The IPO of Antin Infrastructure

Achieved at the top of the range at €24, it can only leave a good memory to the shareholders of the first day with a daily gain of 26% and a market capitalization that reaches €5.6 billion.

On this basis, the 2021 P/E ratio is 93 times. Less if we consider the 2023-2024 results when Antin will have raised its next fund of €10-11bn, compared to the €19bn of assets under management. But the fact that we have to mention results in 2-3 years to justify the current price shows that today's valuation is generous. You have to be financially crazy not to be listed today when you are a very successful investment fund manager

A few years ago, the management fees charged to investors by the funds roughly covered management costs and broke even, making it impossible to list.

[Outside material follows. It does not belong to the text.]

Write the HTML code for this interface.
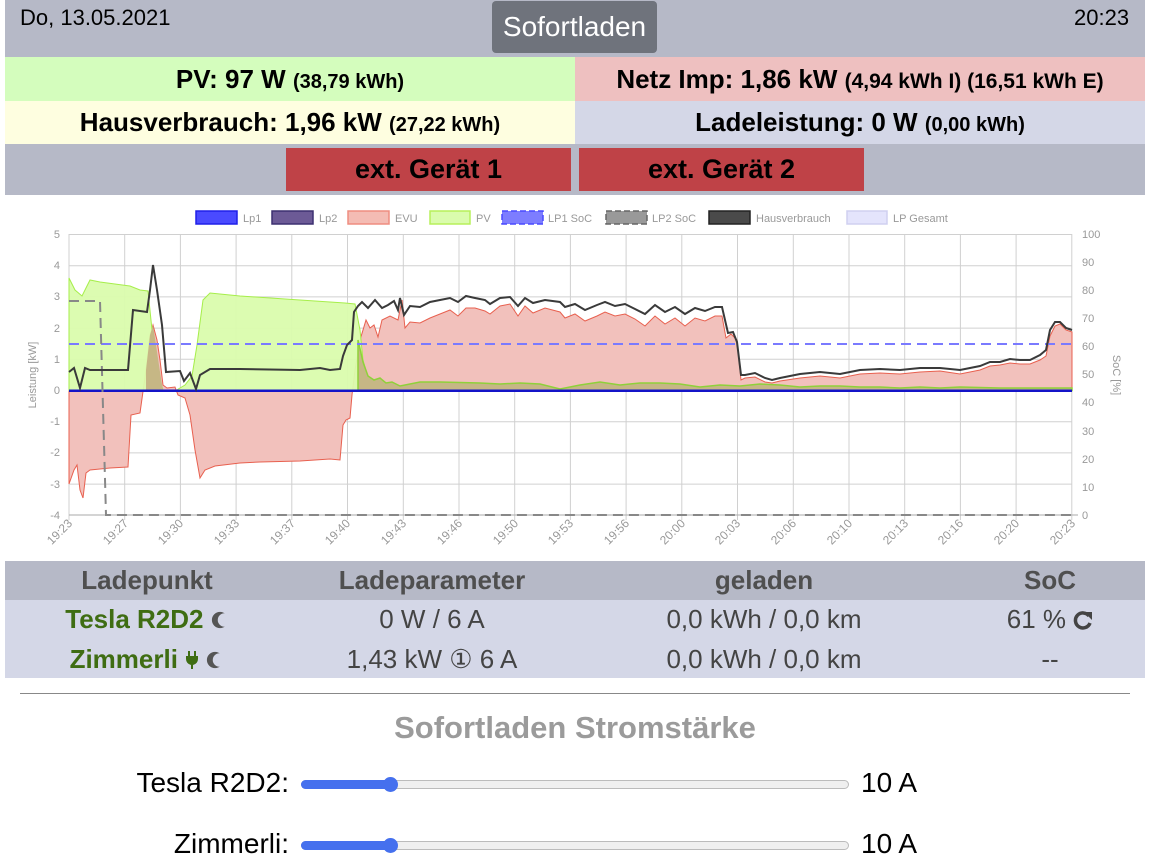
<!DOCTYPE html>
<html><head><meta charset="utf-8"><style>
*{margin:0;padding:0;box-sizing:border-box}
body{width:1165px;height:857px;overflow:hidden;background:#fff;font-family:"Liberation Sans",Arial,sans-serif;position:relative}
.a{position:absolute}
.c{display:flex;align-items:center;justify-content:center;font-weight:bold;color:#000}
.sm{font-size:20px}
.th{font-size:26px;font-weight:bold;color:#4f4f4f;text-align:center;position:absolute;width:300px}
.td{font-size:26px;color:#444;text-align:center;position:absolute;width:300px}
.g{color:#3f6d13;font-weight:bold}
</style></head><body>
<svg width="0" height="0" style="position:absolute"><defs><mask id="mm"><rect width="20" height="20" fill="#fff"/><circle cx="15" cy="10" r="7.5" fill="#000"/></mask></defs></svg>
<div class="a" style="left:5px;top:0;width:1140px;height:57px;background:#b6b9c7"></div>
<div class="a" style="left:20px;top:5px;font-size:22px">Do, 13.05.2021</div>
<div class="a" style="left:1074px;top:5px;font-size:22px">20:23</div>
<div class="a c" style="left:492px;top:1px;width:165px;height:52px;background:#6f737c;border-radius:4px;color:#fff;font-weight:normal;font-size:28px">Sofortladen</div>
<div class="a c" style="left:5px;top:57px;width:570px;height:44px;background:#d4fdbd;font-size:26px"><span>PV: 97 W <span class="sm">(38,79 kWh)</span></span></div>
<div class="a c" style="left:575px;top:57px;width:570px;height:44px;background:#eec0c0;font-size:26px"><span>Netz Imp: 1,86 kW <span class="sm" style="font-size:21px">(4,94 kWh I) (16,51 kWh E)</span></span></div>
<div class="a c" style="left:5px;top:101px;width:570px;height:43px;background:#fefee0;font-size:26px"><span>Hausverbrauch: 1,96 kW <span class="sm">(27,22 kWh)</span></span></div>
<div class="a c" style="left:575px;top:101px;width:570px;height:43px;background:#d4d7e7;font-size:26px"><span>Ladeleistung: 0 W <span class="sm">(0,00 kWh)</span></span></div>
<div class="a" style="left:5px;top:144px;width:1140px;height:51px;background:#b6b9c7"></div>
<div class="a c" style="left:286px;top:148px;width:285px;height:43px;background:#bf4247;font-size:27px">ext. Gerät 1</div>
<div class="a c" style="left:579px;top:148px;width:285px;height:43px;background:#bf4247;font-size:27px">ext. Gerät 2</div>

<svg class="a" style="left:0;top:0" width="1165" height="560" font-family="Liberation Sans,Arial,sans-serif">
<g stroke="#d0d0d0" stroke-width="1">
<line x1="69" y1="234.5" x2="1072" y2="234.5"/><line x1="69" y1="265.7" x2="1072" y2="265.7"/><line x1="69" y1="296.9" x2="1072" y2="296.9"/><line x1="69" y1="328.1" x2="1072" y2="328.1"/><line x1="69" y1="359.3" x2="1072" y2="359.3"/><line x1="69" y1="421.7" x2="1072" y2="421.7"/><line x1="69" y1="452.9" x2="1072" y2="452.9"/><line x1="69" y1="484.1" x2="1072" y2="484.1"/>
<line x1="69" y1="234" x2="69" y2="520"/><line x1="124.7" y1="234" x2="124.7" y2="520"/><line x1="180.4" y1="234" x2="180.4" y2="520"/><line x1="236.1" y1="234" x2="236.1" y2="520"/><line x1="291.8" y1="234" x2="291.8" y2="520"/><line x1="347.5" y1="234" x2="347.5" y2="520"/><line x1="403.3" y1="234" x2="403.3" y2="520"/><line x1="459" y1="234" x2="459" y2="520"/><line x1="514.7" y1="234" x2="514.7" y2="520"/><line x1="570.4" y1="234" x2="570.4" y2="520"/><line x1="626.1" y1="234" x2="626.1" y2="520"/><line x1="681.8" y1="234" x2="681.8" y2="520"/><line x1="737.5" y1="234" x2="737.5" y2="520"/><line x1="793.3" y1="234" x2="793.3" y2="520"/><line x1="849" y1="234" x2="849" y2="520"/><line x1="904.7" y1="234" x2="904.7" y2="520"/><line x1="960.4" y1="234" x2="960.4" y2="520"/><line x1="1016.1" y1="234" x2="1016.1" y2="520"/><line x1="1071.8" y1="234" x2="1071.8" y2="520"/>
</g>
<line x1="69" y1="515" x2="1078" y2="515" stroke="#aaa"/>
<polygon fill="#f2c1bc" stroke="#e8604f" stroke-width="1" points="69,390.5 69,484 74,470 77,465 80,490 83,498 86,473 90,470 110,468 128,467 131,415 140,413 146,370 150,335 153,325 157,340 160,360 163,385 167,388 175,387 178,395 185,398 190,415 195,450 200,478 205,470 215,466 240,463 260,462 300,461 330,459 340,460 343,425 346,420 350,418 352,395 355,370 360,340 366,320 370,328 374,325 378,337 382,320 390,316 398,320 402,300 405,328 410,322 420,323 430,318 440,314 450,310 458,316 466,308 475,308 485,311 490,314 500,306 510,304 518,316 525,306 533,313 545,308 560,312 565,318 575,314 585,321 597,316 605,312 615,316 625,314 635,319 645,326 655,316 665,324 675,318 685,326 695,318 705,321 715,316 722,316 726,338 731,334 737,340 741,380 745,378 755,377 765,382 772,383 780,381 800,378 820,376 840,378 860,374 880,373 900,374 920,372 940,371 960,374 980,370 990,366 1000,365 1010,363 1020,364 1030,364 1040,360 1046,356 1050,336 1055,326 1060,324 1066,330 1072,332 1072,390.5"/>
<polygon fill="#dafcad" fill-opacity="0.95" stroke="#a6ee4a" stroke-width="1" points="69,390.5 69,278 75,290 82,296 90,280 100,282 130,286 140,290 148,291 152,330 157,370 163,390 175,391 185,385 192,376 197,345 203,300 210,293 240,296 300,300 345,303 355,304 360,330 363,360 368,378 375,385 380,382 385,388 400,388 404,390.5"/>
<polygon fill="#c6b785" points="146,390.5 146,370 150,335 153,325 156,345 160,372 163,390.5"/>
<polygon fill="#c6b785" stroke="#8fd13a" stroke-width="1.5" points="358,390.5 358,340 363,362 368,376 374,380 380,378 386,383 392,382 400,386 405,385 420,382 440,382 480,383 500,384 520,383 540,384 560,389 580,385 600,382 620,385 640,383 660,383 680,384 700,387 720,385 740,386 760,384 780,385 800,387 820,386 840,386 860,387 880,387 900,388 920,387 940,388 960,387 1000,388 1040,388 1072,388 1072,390.5"/>
<line x1="69" y1="390.7" x2="1072" y2="390.7" stroke="#1414c8" stroke-width="2.5"/>
<line x1="69" y1="344" x2="1072" y2="344" stroke="#7a7aff" stroke-width="2" stroke-dasharray="10,6"/>
<polyline fill="none" stroke="#888" stroke-width="2" stroke-dasharray="10,6" points="69,301 100,301 106,515 1072,515"/>
<polyline fill="none" stroke="#3a3a3a" stroke-width="2" points="69,372 74,368 80,388 85,368 90,370 128,370 133,310 147,312 150,290 153,265 157,290 162,325 166,372 180,371 184,381 190,373 196,389 200,375 210,369 240,369 300,370 320,368 330,370 340,369 343,356 347,345 352,340 354,312 358,306 362,302 368,308 375,300 382,308 388,305 394,301 398,310 400,298 404,315 410,306 420,307 430,302 440,300 450,298 458,302 466,296 475,298 485,300 490,304 500,298 510,297 518,306 525,298 533,303 545,300 560,302 565,307 575,304 585,310 597,305 605,302 615,306 625,304 635,309 645,314 655,305 665,312 675,307 685,314 695,308 705,311 715,307 722,307 728,333 733,332 737,342 741,375 745,375 755,373 765,378 772,380 780,378 800,374 820,372 840,374 860,370 880,369 900,370 920,368 940,368 960,370 980,366 990,362 1000,362 1010,359 1020,360 1030,360 1040,355 1046,350 1050,330 1055,322 1060,322 1066,328 1072,330"/>
<g font-size="11" fill="#999">
<rect x="196" y="211" width="41" height="13" fill="#4a4aff" stroke="#2020e8" stroke-width="1.5"/><text x="243" y="222">Lp1</text>
<rect x="272" y="211" width="41" height="13" fill="#6c5a96" stroke="#3d3070" stroke-width="1.5"/><text x="319" y="222">Lp2</text>
<rect x="348" y="211" width="41" height="13" fill="#f4bcb4" stroke="#ef8d80" stroke-width="1.5"/><text x="395" y="222">EVU</text>
<rect x="430" y="211" width="40" height="13" fill="#dafcad" stroke="#b7f05a" stroke-width="1.5"/><text x="476" y="222">PV</text>
<rect x="502" y="211" width="41" height="13" fill="#7d7dff" stroke="#4a4aff" stroke-width="1.5" stroke-dasharray="6,3"/><text x="548" y="222">LP1 SoC</text>
<rect x="606" y="211" width="41" height="13" fill="#999" stroke="#666" stroke-width="1.5" stroke-dasharray="6,3"/><text x="652" y="222">LP2 SoC</text>
<rect x="709" y="211" width="41" height="13" fill="#4a4a4a" stroke="#222" stroke-width="1.5"/><text x="756" y="222">Hausverbrauch</text>
<rect x="847" y="211" width="40" height="13" fill="#e4e4fc" stroke="#d0d0f0" stroke-width="1.5"/><text x="893" y="222">LP Gesamt</text>
</g>
<g font-size="11" fill="#999" text-anchor="end">
<text x="60" y="238">5</text><text x="60" y="269">4</text><text x="60" y="300">3</text><text x="60" y="332">2</text><text x="60" y="363">1</text><text x="60" y="394">0</text><text x="60" y="425">-1</text><text x="60" y="456">-2</text><text x="60" y="488">-3</text><text x="60" y="519">-4</text>
</g>
<g font-size="11" fill="#999">
<text x="1082" y="238">100</text><text x="1082" y="266">90</text><text x="1082" y="294">80</text><text x="1082" y="322">70</text><text x="1082" y="350">60</text><text x="1082" y="378">50</text><text x="1082" y="406">40</text><text x="1082" y="435">30</text><text x="1082" y="463">20</text><text x="1082" y="491">10</text><text x="1082" y="519">0</text>
</g>
<text x="0" y="0" font-size="11" fill="#999" text-anchor="middle" transform="translate(36,375) rotate(-90)">Leistung [kW]</text>
<text x="0" y="0" font-size="11" fill="#999" text-anchor="middle" transform="translate(1113,375) rotate(90)">SoC [%]</text>
<g font-size="12" fill="#999" text-anchor="end">
<text transform="translate(73,524) rotate(-45)">19:23</text><text transform="translate(129,524) rotate(-45)">19:27</text><text transform="translate(184,524) rotate(-45)">19:30</text><text transform="translate(240,524) rotate(-45)">19:33</text><text transform="translate(296,524) rotate(-45)">19:37</text><text transform="translate(351,524) rotate(-45)">19:40</text><text transform="translate(407,524) rotate(-45)">19:43</text><text transform="translate(463,524) rotate(-45)">19:46</text><text transform="translate(519,524) rotate(-45)">19:50</text><text transform="translate(574,524) rotate(-45)">19:53</text><text transform="translate(630,524) rotate(-45)">19:56</text><text transform="translate(686,524) rotate(-45)">20:00</text><text transform="translate(741,524) rotate(-45)">20:03</text><text transform="translate(797,524) rotate(-45)">20:06</text><text transform="translate(853,524) rotate(-45)">20:10</text><text transform="translate(909,524) rotate(-45)">20:13</text><text transform="translate(964,524) rotate(-45)">20:16</text><text transform="translate(1020,524) rotate(-45)">20:20</text><text transform="translate(1076,524) rotate(-45)">20:23</text>
</g>
</svg>

<div class="a" style="left:5px;top:561px;width:1140px;height:39px;background:#b6b9c7"></div>
<div class="a" style="left:5px;top:600px;width:1140px;height:78px;background:#d4d7e7"></div>
<div class="th" style="left:-3px;top:565px">Ladepunkt</div>
<div class="th" style="left:282px;top:565px">Ladeparameter</div>
<div class="th" style="left:614px;top:565px">geladen</div>
<div class="th" style="left:900px;top:565px">SoC</div>
<div class="td g" style="left:-3px;top:604px">Tesla R2D2 <svg width="18" height="20" viewBox="0 0 20 20" style="vertical-align:-2px"><circle cx="10" cy="10" r="9" fill="#555" mask="url(#mm)"/></svg></div>
<div class="td g" style="left:-3px;top:644px">Zimmerli <svg width="14" height="20" viewBox="0 0 14 20" style="vertical-align:-2px"><path d="M3 1h2v5h4V1h2v5h2v3a6 6 0 0 1-5 6v4H6v-4A6 6 0 0 1 1 9V6h2z" fill="#3f6d13"/></svg> <svg width="18" height="20" viewBox="0 0 20 20" style="vertical-align:-2px"><circle cx="10" cy="10" r="9" fill="#555" mask="url(#mm)"/></svg></div>
<div class="td" style="left:282px;top:604px">0 W / 6 A</div>
<div class="td" style="left:282px;top:644px">1,43 kW &#9312; 6 A</div>
<div class="td" style="left:614px;top:604px">0,0 kWh / 0,0 km</div>
<div class="td" style="left:614px;top:644px">0,0 kWh / 0,0 km</div>
<div class="td" style="left:900px;top:604px">61 % <svg width="20" height="20" viewBox="0 0 20 20" style="vertical-align:-2px"><path d="M16 6A7.5 7.5 0 1 0 17 13" fill="none" stroke="#444" stroke-width="3.5"/><path d="M11 2h8v8z" fill="#444"/></svg></div>
<div class="td" style="left:900px;top:644px">--</div>

<div class="a" style="left:20px;top:693px;width:1110px;height:1px;background:#888"></div>
<div class="a" style="left:0;top:710px;width:1150px;text-align:center;font-size:31px;font-weight:bold;color:#9b9b9b">Sofortladen Stromstärke</div>

<div class="a" style="left:0;top:767px;width:289px;text-align:right;font-size:28px;color:#000">Tesla R2D2:</div>
<div class="a" style="left:301px;top:780px;width:548px;height:9px;border-radius:5px;background:#efefef;border:1px solid #bbb"></div>
<div class="a" style="left:301px;top:780px;width:90px;height:9px;border-radius:5px;background:#4570ee"></div>
<div class="a" style="left:383px;top:777px;width:15px;height:15px;border-radius:50%;background:#4570ee"></div>
<div class="a" style="left:861px;top:767px;font-size:28px;color:#000">10 A</div>

<div class="a" style="left:0;top:828px;width:289px;text-align:right;font-size:28px;color:#000">Zimmerli:</div>
<div class="a" style="left:301px;top:841px;width:548px;height:9px;border-radius:5px;background:#efefef;border:1px solid #bbb"></div>
<div class="a" style="left:301px;top:841px;width:90px;height:9px;border-radius:5px;background:#4570ee"></div>
<div class="a" style="left:383px;top:838px;width:15px;height:15px;border-radius:50%;background:#4570ee"></div>
<div class="a" style="left:861px;top:828px;font-size:28px;color:#000">10 A</div>
</body></html>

The managers were able to make money thanks to the carried interest, i.e. their profit-sharing on the capital gains realized when the funds sells investments.

The continued strong development of private equity and the emergence of star funds in their segments, such as Antin in infrastructure, whose performance is attracting investors, mean that the results of these asset manager are becoming significant, despite the fall in management fees as a percentage of assets, which is largely offset by the growth in capital entrusted. From then on, the best of them can go public, as Antin brilliantly demonstrated on Friday.